----- Recorded information

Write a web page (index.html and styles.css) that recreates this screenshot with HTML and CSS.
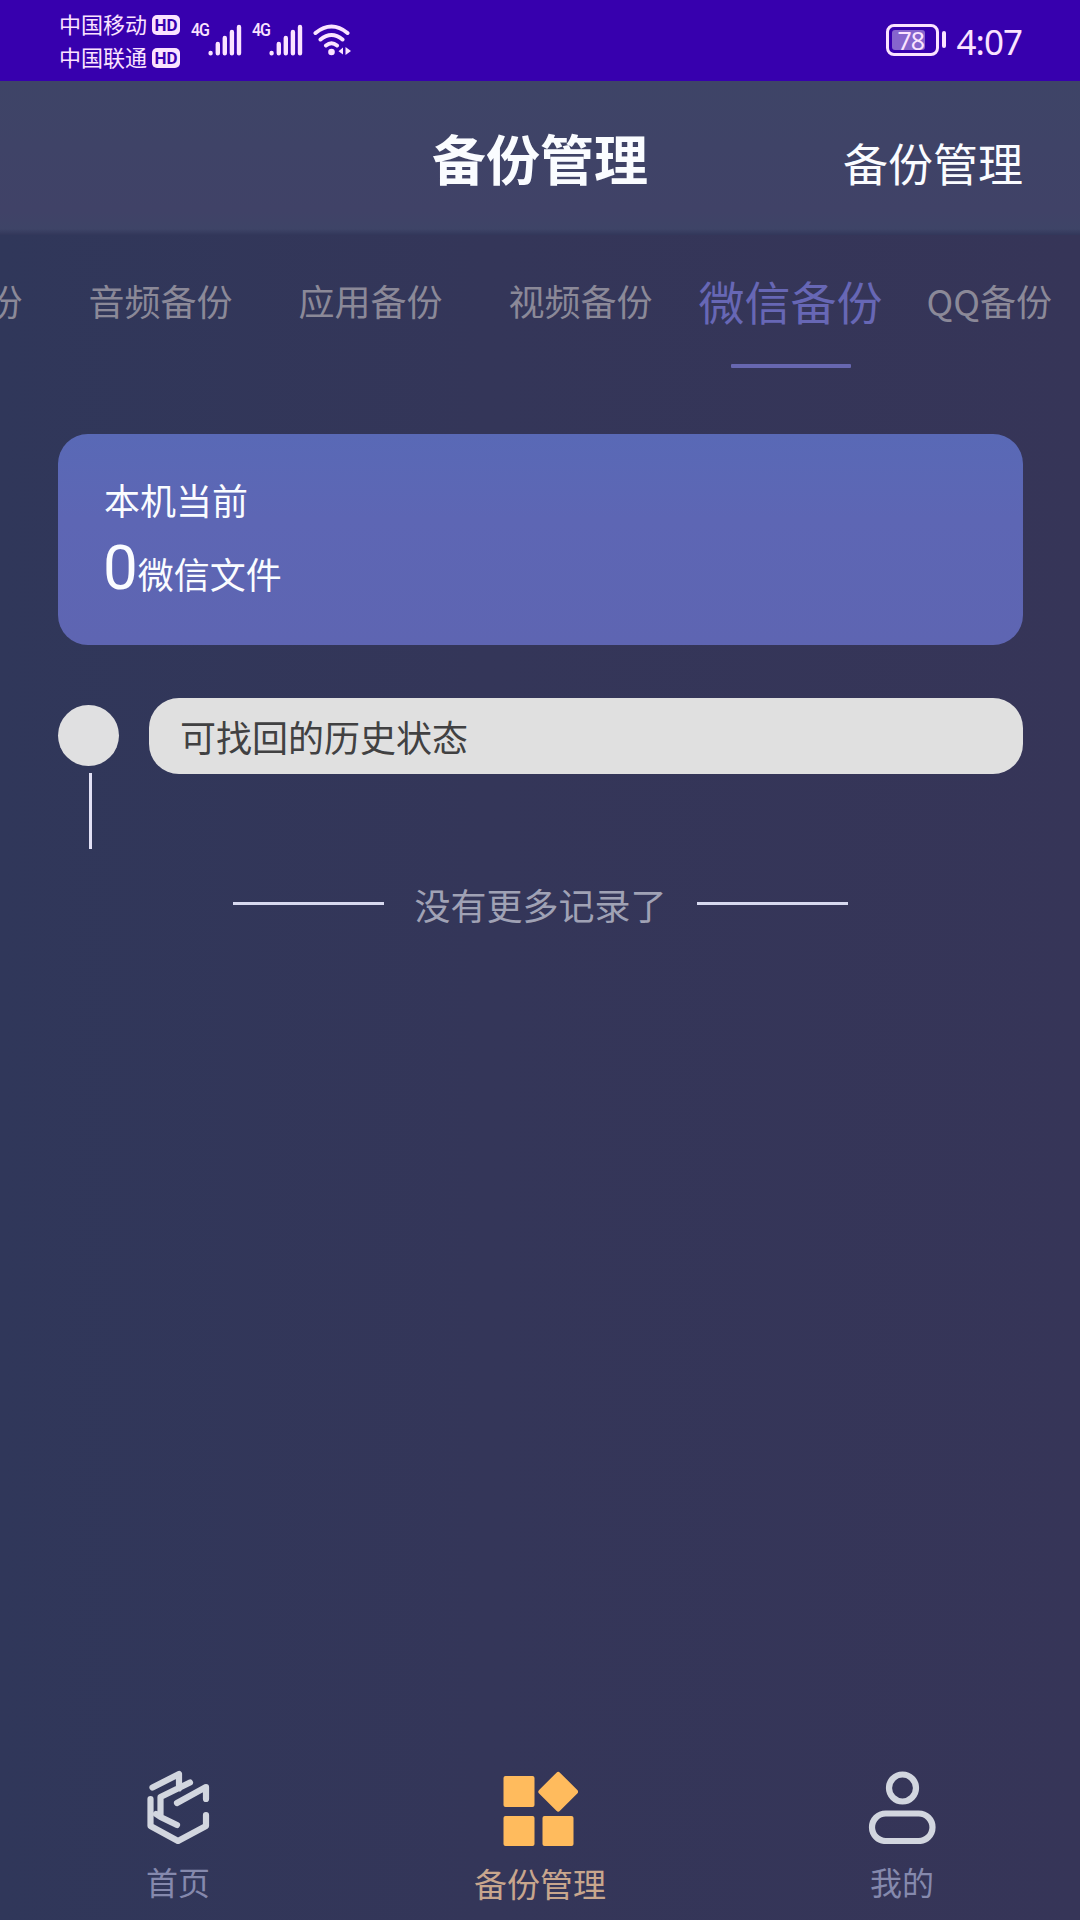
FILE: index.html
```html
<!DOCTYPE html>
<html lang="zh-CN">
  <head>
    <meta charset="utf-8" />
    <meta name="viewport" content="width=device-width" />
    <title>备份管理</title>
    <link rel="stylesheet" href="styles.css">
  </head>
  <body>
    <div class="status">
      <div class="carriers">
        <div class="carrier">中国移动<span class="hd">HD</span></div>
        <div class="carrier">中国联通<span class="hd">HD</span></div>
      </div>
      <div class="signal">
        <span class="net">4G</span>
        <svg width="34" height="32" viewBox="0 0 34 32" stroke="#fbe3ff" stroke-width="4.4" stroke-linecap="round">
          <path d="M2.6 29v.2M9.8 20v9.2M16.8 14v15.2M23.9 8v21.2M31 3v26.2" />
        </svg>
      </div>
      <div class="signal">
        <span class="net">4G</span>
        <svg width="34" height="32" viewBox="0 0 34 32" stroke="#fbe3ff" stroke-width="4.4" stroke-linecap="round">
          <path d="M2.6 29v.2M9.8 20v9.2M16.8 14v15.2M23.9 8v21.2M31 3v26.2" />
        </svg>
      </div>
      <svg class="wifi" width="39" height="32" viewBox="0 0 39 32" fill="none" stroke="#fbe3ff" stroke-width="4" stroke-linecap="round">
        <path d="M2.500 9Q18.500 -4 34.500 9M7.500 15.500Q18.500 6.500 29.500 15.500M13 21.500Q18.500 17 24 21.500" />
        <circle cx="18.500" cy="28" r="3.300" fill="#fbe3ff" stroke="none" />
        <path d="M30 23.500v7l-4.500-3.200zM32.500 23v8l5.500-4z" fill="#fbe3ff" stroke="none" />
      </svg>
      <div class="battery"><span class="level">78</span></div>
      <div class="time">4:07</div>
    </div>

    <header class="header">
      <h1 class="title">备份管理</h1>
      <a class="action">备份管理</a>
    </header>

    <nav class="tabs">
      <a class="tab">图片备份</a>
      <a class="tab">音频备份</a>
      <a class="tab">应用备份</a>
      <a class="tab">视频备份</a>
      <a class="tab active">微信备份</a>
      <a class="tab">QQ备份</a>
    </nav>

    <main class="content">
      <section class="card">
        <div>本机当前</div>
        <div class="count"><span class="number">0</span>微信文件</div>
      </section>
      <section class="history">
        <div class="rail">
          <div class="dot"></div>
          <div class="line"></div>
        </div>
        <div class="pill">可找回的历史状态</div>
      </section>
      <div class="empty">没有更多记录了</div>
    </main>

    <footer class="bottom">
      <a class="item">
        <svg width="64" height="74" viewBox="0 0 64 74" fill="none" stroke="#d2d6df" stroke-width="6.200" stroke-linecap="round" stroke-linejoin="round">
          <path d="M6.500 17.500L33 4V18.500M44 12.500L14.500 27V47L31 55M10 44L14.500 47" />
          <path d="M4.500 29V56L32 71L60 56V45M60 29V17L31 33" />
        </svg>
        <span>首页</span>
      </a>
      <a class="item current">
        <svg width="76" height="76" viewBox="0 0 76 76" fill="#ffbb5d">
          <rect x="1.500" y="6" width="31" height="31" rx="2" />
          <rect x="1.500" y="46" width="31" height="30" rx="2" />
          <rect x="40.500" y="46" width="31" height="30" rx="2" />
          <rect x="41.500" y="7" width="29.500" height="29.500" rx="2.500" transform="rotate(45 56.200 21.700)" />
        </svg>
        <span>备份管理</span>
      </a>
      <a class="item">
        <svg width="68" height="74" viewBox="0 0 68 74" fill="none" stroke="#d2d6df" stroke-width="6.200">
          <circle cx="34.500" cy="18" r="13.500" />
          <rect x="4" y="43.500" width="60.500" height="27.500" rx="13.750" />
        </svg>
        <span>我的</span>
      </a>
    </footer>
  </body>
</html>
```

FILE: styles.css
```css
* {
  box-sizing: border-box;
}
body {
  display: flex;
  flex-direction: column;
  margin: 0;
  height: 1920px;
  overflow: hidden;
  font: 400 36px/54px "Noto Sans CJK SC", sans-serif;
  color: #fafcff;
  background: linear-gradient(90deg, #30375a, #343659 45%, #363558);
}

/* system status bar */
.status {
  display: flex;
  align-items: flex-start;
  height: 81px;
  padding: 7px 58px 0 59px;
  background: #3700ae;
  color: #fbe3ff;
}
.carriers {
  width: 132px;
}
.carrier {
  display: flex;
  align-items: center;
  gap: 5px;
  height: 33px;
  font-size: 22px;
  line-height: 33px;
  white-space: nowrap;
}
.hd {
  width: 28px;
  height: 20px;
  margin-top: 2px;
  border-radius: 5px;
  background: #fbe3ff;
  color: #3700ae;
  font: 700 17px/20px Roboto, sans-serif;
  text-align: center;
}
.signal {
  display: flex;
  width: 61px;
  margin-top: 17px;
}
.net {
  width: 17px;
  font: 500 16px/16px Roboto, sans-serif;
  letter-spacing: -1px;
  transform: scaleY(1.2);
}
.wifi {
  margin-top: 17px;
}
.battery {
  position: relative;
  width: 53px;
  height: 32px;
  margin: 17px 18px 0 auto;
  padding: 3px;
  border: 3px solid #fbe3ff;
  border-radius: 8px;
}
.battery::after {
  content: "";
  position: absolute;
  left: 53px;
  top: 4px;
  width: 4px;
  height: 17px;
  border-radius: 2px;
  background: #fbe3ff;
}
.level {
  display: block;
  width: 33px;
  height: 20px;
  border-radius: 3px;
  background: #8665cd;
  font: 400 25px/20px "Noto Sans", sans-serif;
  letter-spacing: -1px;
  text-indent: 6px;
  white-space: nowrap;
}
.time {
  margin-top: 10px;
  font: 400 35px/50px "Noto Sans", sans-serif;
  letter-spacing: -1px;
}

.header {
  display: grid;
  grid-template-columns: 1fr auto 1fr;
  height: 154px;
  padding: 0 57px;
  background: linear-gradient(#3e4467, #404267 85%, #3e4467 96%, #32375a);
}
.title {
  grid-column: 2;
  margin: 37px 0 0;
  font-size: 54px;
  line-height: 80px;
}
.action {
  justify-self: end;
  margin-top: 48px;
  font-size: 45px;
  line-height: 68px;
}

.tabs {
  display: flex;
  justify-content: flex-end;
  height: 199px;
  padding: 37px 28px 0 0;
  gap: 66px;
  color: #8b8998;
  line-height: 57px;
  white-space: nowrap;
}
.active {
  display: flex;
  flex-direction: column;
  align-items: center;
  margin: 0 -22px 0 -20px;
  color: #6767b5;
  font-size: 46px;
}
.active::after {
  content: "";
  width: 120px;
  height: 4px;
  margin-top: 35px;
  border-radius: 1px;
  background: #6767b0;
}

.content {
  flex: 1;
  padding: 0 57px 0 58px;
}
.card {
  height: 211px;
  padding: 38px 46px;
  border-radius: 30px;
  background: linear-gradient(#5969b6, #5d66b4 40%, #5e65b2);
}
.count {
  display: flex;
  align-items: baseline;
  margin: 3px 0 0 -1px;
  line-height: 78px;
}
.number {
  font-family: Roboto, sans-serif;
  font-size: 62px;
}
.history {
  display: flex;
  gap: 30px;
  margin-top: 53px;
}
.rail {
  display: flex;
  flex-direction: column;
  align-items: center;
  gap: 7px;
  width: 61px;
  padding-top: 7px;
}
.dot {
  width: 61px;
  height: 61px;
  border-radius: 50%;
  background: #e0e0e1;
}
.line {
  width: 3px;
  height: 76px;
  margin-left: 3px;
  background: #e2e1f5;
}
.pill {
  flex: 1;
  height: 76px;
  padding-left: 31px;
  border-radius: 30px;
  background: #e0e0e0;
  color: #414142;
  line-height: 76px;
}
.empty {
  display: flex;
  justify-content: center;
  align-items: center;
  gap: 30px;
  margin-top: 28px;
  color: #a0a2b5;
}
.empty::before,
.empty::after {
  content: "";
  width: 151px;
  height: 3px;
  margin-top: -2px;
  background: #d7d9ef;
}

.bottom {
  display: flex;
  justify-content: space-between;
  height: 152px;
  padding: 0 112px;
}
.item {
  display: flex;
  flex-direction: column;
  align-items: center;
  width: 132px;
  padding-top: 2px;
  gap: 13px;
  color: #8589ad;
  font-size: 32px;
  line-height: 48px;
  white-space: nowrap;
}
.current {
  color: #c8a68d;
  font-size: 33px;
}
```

----------

Locate all lines that include the word "index" and copy them out.

Write a web page (index.html and styles.css) that recreates this screenshot with HTML and CSS.
FILE: index.html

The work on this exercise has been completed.